** begin **
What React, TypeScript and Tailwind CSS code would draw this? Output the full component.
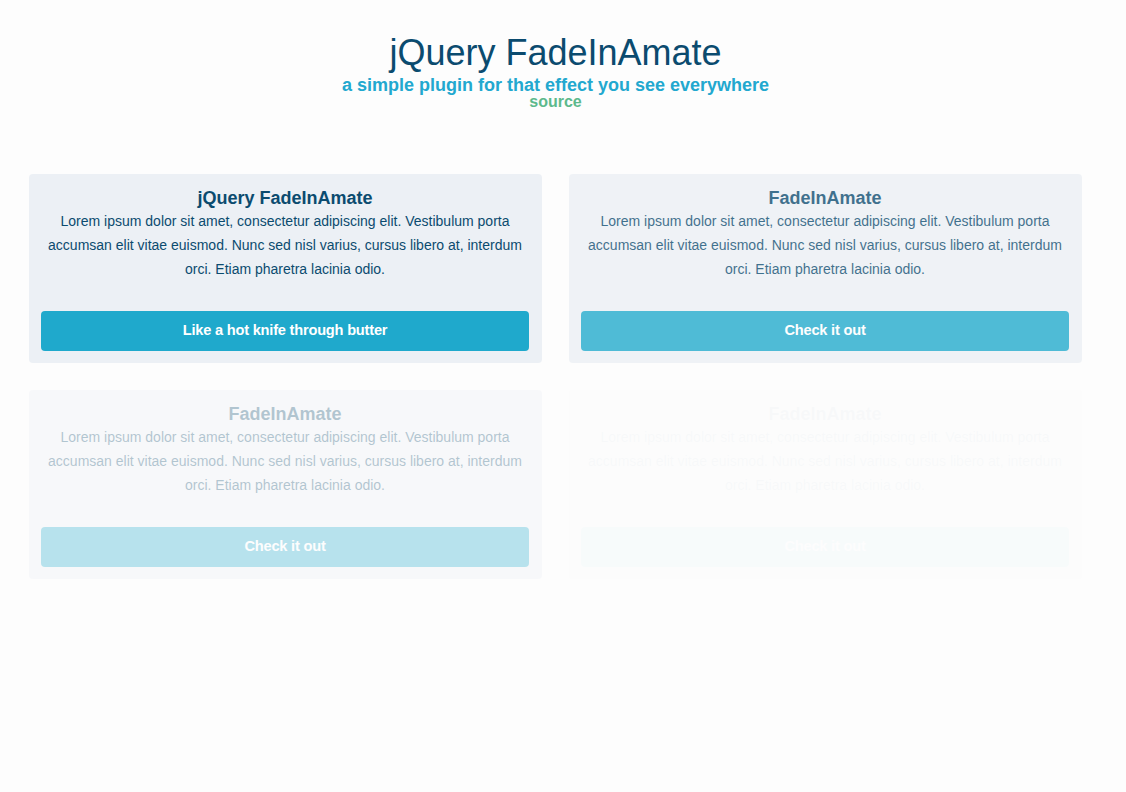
const lorem =
    "Lorem ipsum dolor sit amet, consectetur adipiscing elit. Vestibulum porta accumsan elit vitae euismod. Nunc sed nisl varius, cursus libero at, interdum orci. Etiam pharetra lacinia odio.";

const cards = [
    { title: "jQuery FadeInAmate", button: "Like a hot knife through butter", fade: "opacity-100" },
    { title: "FadeInAmate", button: "Check it out", fade: "opacity-[0.78]" },
    { title: "FadeInAmate", button: "Check it out", fade: "opacity-[0.31]" },
    { title: "FadeInAmate", button: "Check it out", fade: "opacity-[0.02]" }
];

function Card({ title, button, fade }: { title: string; button: string; fade: string }) {
    return (
        <div className={`flex flex-col rounded bg-[#ecf0f5] pl-3 pr-[13px] pt-[13px] pb-3 text-center ${fade}`}>
            <h2 className="text-[18px] font-bold leading-[22px] text-[#0b4b6f]">{title}</h2>
            <p className="text-[14px] leading-6 text-[#0b4b6f] mb-[30px]">{lorem}</p>
            <button className="h-10 w-full rounded bg-[#1fa9cc] text-[14.6px] font-bold tracking-[-0.2px] text-white">
                {button}
            </button>
        </div>
    );
}

export default function App() {
    return (
        <div className="min-h-[792px] w-full bg-[#fdfdfd] font-['Liberation_Sans',Arial,sans-serif]">
            <div className="w-[1111px] px-[29px]">
                <header className="flex flex-col items-center pt-[30px]">
                    <h1 className="text-[36px] leading-[46px] text-[#0b4b6f]">jQuery FadeInAmate</h1>
                    <p className="text-[18px] font-bold leading-[18px] text-[#22a8cf]">
                        a simple plugin for that effect you see everywhere
                    </p>
                    <a className="text-[16px] font-bold leading-[16px] text-[#5cb98c]">source</a>
                </header>
                <div className="mt-[64px] grid grid-cols-2 gap-[27px]">
                    {cards.map((c, i) => (
                        <Card key={i} {...c} />
                    ))}
                </div>
            </div>
        </div>
    );
}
** end **
What the exercise asks — Write out the data precisely as given, excluding the pictures.

Written answer —
What React, TypeScript and Tailwind CSS code would draw this? Output the full component.
const lorem =
    "Lorem ipsum dolor sit amet, consectetur adipiscing elit. Vestibulum porta accumsan elit vitae euismod. Nunc sed nisl varius, cursus libero at, interdum orci. Etiam pharetra lacinia odio.";

const cards = [
    { title: "jQuery FadeInAmate", button: "Like a hot knife through butter", fade: "opacity-100" },
    { title: "FadeInAmate", button: "Check it out", fade: "opacity-[0.78]" },
    { title: "FadeInAmate", button: "Check it out", fade: "opacity-[0.31]" },
    { title: "FadeInAmate", button: "Check it out", fade: "opacity-[0.02]" }
];

function Card({ title, button, fade }: { title: string; button: string; fade: string }) {
    return (
        <div className={`flex flex-col rounded bg-[#ecf0f5] pl-3 pr-[13px] pt-[13px] pb-3 text-center ${fade}`}>
            <h2 className="text-[18px] font-bold leading-[22px] text-[#0b4b6f]">{title}</h2>
            <p className="text-[14px] leading-6 text-[#0b4b6f] mb-[30px]">{lorem}</p>
            <button className="h-10 w-full rounded bg-[#1fa9cc] text-[14.6px] font-bold tracking-[-0.2px] text-white">
                {button}
            </button>
        </div>
    );
}

export default function App() {
    return (
        <div className="min-h-[792px] w-full bg-[#fdfdfd] font-['Liberation_Sans',Arial,sans-serif]">
            <div className="w-[1111px] px-[29px]">
                <header className="flex flex-col items-center pt-[30px]">
                    <h1 className="text-[36px] leading-[46px] text-[#0b4b6f]">jQuery FadeInAmate</h1>
                    <p className="text-[18px] font-bold leading-[18px] text-[#22a8cf]">
                        a simple plugin for that effect you see everywhere
                    </p>
                    <a className="text-[16px] font-bold leading-[16px] text-[#5cb98c]">source</a>
                </header>
                <div className="mt-[64px] grid grid-cols-2 gap-[27px]">
                    {cards.map((c, i) => (
                        <Card key={i} {...c} />
                    ))}
                </div>
            </div>
        </div>
    );
}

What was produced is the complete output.